:: DATA SHOWN ::
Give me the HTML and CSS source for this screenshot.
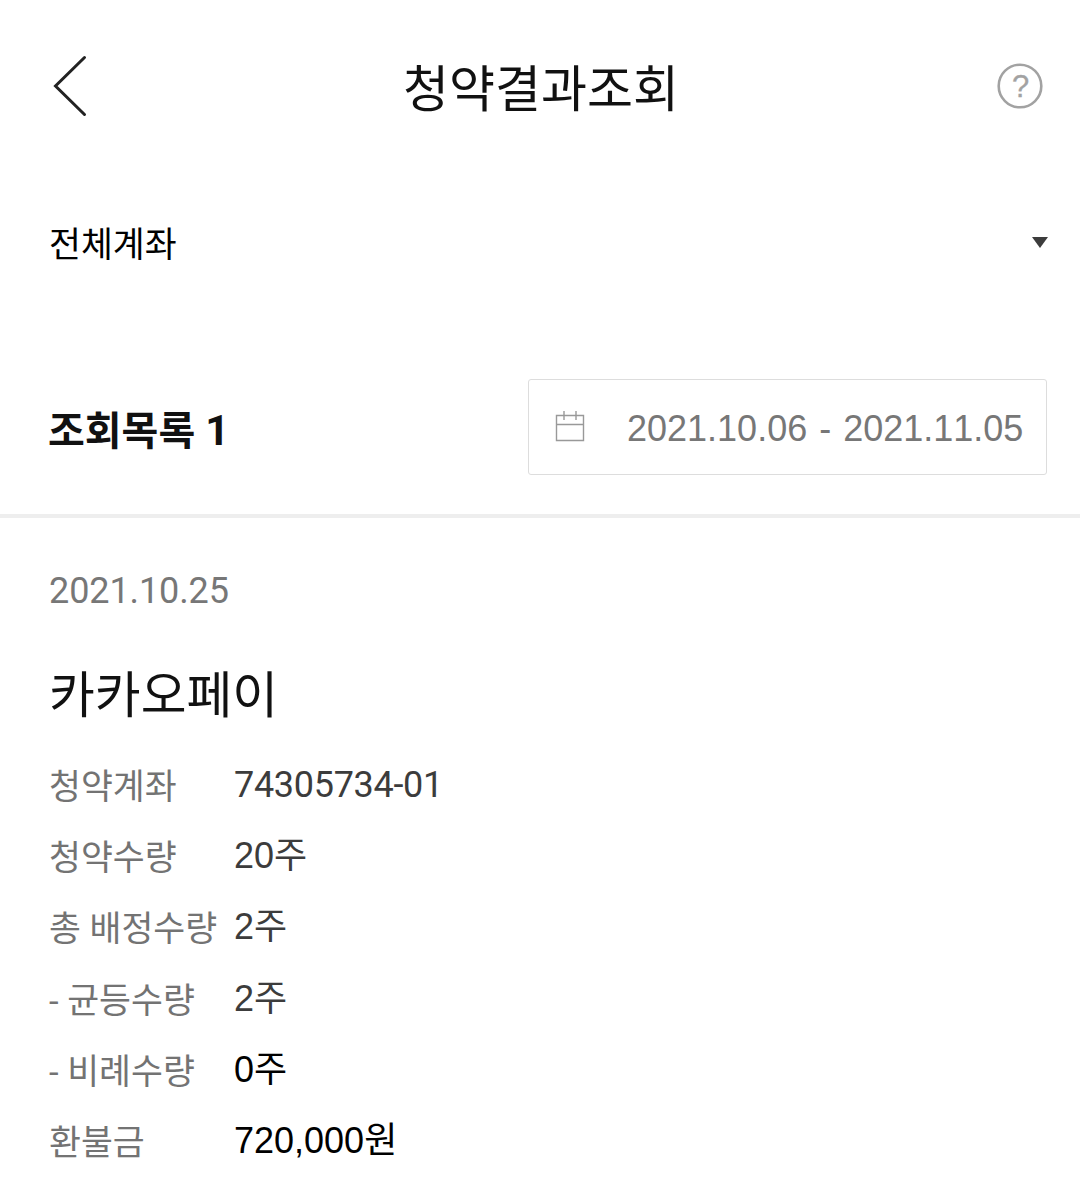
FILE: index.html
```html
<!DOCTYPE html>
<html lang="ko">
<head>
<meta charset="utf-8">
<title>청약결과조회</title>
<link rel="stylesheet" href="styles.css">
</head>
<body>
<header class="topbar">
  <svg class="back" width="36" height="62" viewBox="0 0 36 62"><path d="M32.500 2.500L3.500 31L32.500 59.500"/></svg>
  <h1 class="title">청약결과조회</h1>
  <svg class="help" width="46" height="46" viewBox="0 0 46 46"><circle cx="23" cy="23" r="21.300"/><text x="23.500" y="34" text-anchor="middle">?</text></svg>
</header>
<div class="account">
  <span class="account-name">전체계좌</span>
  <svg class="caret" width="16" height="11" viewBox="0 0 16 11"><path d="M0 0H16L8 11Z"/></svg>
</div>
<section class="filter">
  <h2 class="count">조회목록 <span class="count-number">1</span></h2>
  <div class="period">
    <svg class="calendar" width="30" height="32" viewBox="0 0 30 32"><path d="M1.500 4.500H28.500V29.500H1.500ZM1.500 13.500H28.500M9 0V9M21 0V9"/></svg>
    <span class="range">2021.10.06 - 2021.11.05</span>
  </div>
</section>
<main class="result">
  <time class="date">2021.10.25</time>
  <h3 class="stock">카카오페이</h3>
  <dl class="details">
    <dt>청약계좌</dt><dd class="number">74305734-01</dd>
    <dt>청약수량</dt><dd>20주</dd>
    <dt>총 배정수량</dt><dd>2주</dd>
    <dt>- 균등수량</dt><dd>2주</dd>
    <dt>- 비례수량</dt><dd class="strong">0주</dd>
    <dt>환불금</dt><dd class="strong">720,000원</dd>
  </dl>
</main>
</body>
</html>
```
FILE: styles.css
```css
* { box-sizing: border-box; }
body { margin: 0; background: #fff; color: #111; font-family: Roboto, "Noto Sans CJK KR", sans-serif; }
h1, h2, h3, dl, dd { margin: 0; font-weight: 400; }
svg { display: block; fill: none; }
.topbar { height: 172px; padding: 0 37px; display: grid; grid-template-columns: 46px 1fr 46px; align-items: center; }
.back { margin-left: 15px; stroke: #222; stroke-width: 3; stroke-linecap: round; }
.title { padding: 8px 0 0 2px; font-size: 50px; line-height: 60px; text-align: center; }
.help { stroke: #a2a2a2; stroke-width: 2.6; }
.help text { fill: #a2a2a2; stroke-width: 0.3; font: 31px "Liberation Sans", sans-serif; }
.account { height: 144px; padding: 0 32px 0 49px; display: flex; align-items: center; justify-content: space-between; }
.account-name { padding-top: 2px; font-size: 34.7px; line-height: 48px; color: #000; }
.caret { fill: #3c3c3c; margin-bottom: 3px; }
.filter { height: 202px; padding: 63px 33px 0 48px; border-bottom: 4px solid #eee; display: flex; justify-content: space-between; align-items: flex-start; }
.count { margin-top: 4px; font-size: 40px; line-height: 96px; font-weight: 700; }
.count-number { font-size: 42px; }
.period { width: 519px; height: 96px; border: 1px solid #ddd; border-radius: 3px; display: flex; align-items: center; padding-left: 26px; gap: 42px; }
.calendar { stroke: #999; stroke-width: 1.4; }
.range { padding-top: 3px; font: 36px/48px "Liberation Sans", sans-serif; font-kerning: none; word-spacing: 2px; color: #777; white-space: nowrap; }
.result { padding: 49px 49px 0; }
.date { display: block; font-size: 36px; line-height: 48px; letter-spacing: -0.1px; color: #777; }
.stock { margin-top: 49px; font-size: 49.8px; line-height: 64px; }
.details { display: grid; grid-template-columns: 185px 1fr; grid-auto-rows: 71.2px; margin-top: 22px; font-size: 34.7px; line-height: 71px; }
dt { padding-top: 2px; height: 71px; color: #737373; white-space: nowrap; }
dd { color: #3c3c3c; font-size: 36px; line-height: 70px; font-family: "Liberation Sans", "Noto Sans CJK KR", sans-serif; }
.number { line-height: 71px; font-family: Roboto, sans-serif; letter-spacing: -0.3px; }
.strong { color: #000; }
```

:: AIM ::
All the lines above are to be reproduced exactly, except the pictures.

:: SOLUTION FOR THIS PROBLEM ::
Give me the HTML and CSS source for this screenshot.
FILE: index.html
```html
<!DOCTYPE html>
<html lang="ko">
<head>
<meta charset="utf-8">
<title>청약결과조회</title>
<link rel="stylesheet" href="styles.css">
</head>
<body>
<header class="topbar">
  <svg class="back" width="36" height="62" viewBox="0 0 36 62"><path d="M32.500 2.500L3.500 31L32.500 59.500"/></svg>
  <h1 class="title">청약결과조회</h1>
  <svg class="help" width="46" height="46" viewBox="0 0 46 46"><circle cx="23" cy="23" r="21.300"/><text x="23.500" y="34" text-anchor="middle">?</text></svg>
</header>
<div class="account">
  <span class="account-name">전체계좌</span>
  <svg class="caret" width="16" height="11" viewBox="0 0 16 11"><path d="M0 0H16L8 11Z"/></svg>
</div>
<section class="filter">
  <h2 class="count">조회목록 <span class="count-number">1</span></h2>
  <div class="period">
    <svg class="calendar" width="30" height="32" viewBox="0 0 30 32"><path d="M1.500 4.500H28.500V29.500H1.500ZM1.500 13.500H28.500M9 0V9M21 0V9"/></svg>
    <span class="range">2021.10.06 - 2021.11.05</span>
  </div>
</section>
<main class="result">
  <time class="date">2021.10.25</time>
  <h3 class="stock">카카오페이</h3>
  <dl class="details">
    <dt>청약계좌</dt><dd class="number">74305734-01</dd>
    <dt>청약수량</dt><dd>20주</dd>
    <dt>총 배정수량</dt><dd>2주</dd>
    <dt>- 균등수량</dt><dd>2주</dd>
    <dt>- 비례수량</dt><dd class="strong">0주</dd>
    <dt>환불금</dt><dd class="strong">720,000원</dd>
  </dl>
</main>
</body>
</html>
```
FILE: styles.css
```css
* { box-sizing: border-box; }
body { margin: 0; background: #fff; color: #111; font-family: Roboto, "Noto Sans CJK KR", sans-serif; }
h1, h2, h3, dl, dd { margin: 0; font-weight: 400; }
svg { display: block; fill: none; }
.topbar { height: 172px; padding: 0 37px; display: grid; grid-template-columns: 46px 1fr 46px; align-items: center; }
.back { margin-left: 15px; stroke: #222; stroke-width: 3; stroke-linecap: round; }
.title { padding: 8px 0 0 2px; font-size: 50px; line-height: 60px; text-align: center; }
.help { stroke: #a2a2a2; stroke-width: 2.6; }
.help text { fill: #a2a2a2; stroke-width: 0.3; font: 31px "Liberation Sans", sans-serif; }
.account { height: 144px; padding: 0 32px 0 49px; display: flex; align-items: center; justify-content: space-between; }
.account-name { padding-top: 2px; font-size: 34.7px; line-height: 48px; color: #000; }
.caret { fill: #3c3c3c; margin-bottom: 3px; }
.filter { height: 202px; padding: 63px 33px 0 48px; border-bottom: 4px solid #eee; display: flex; justify-content: space-between; align-items: flex-start; }
.count { margin-top: 4px; font-size: 40px; line-height: 96px; font-weight: 700; }
.count-number { font-size: 42px; }
.period { width: 519px; height: 96px; border: 1px solid #ddd; border-radius: 3px; display: flex; align-items: center; padding-left: 26px; gap: 42px; }
.calendar { stroke: #999; stroke-width: 1.4; }
.range { padding-top: 3px; font: 36px/48px "Liberation Sans", sans-serif; font-kerning: none; word-spacing: 2px; color: #777; white-space: nowrap; }
.result { padding: 49px 49px 0; }
.date { display: block; font-size: 36px; line-height: 48px; letter-spacing: -0.1px; color: #777; }
.stock { margin-top: 49px; font-size: 49.8px; line-height: 64px; }
.details { display: grid; grid-template-columns: 185px 1fr; grid-auto-rows: 71.2px; margin-top: 22px; font-size: 34.7px; line-height: 71px; }
dt { padding-top: 2px; height: 71px; color: #737373; white-space: nowrap; }
dd { color: #3c3c3c; font-size: 36px; line-height: 70px; font-family: "Liberation Sans", "Noto Sans CJK KR", sans-serif; }
.number { line-height: 71px; font-family: Roboto, sans-serif; letter-spacing: -0.3px; }
.strong { color: #000; }
```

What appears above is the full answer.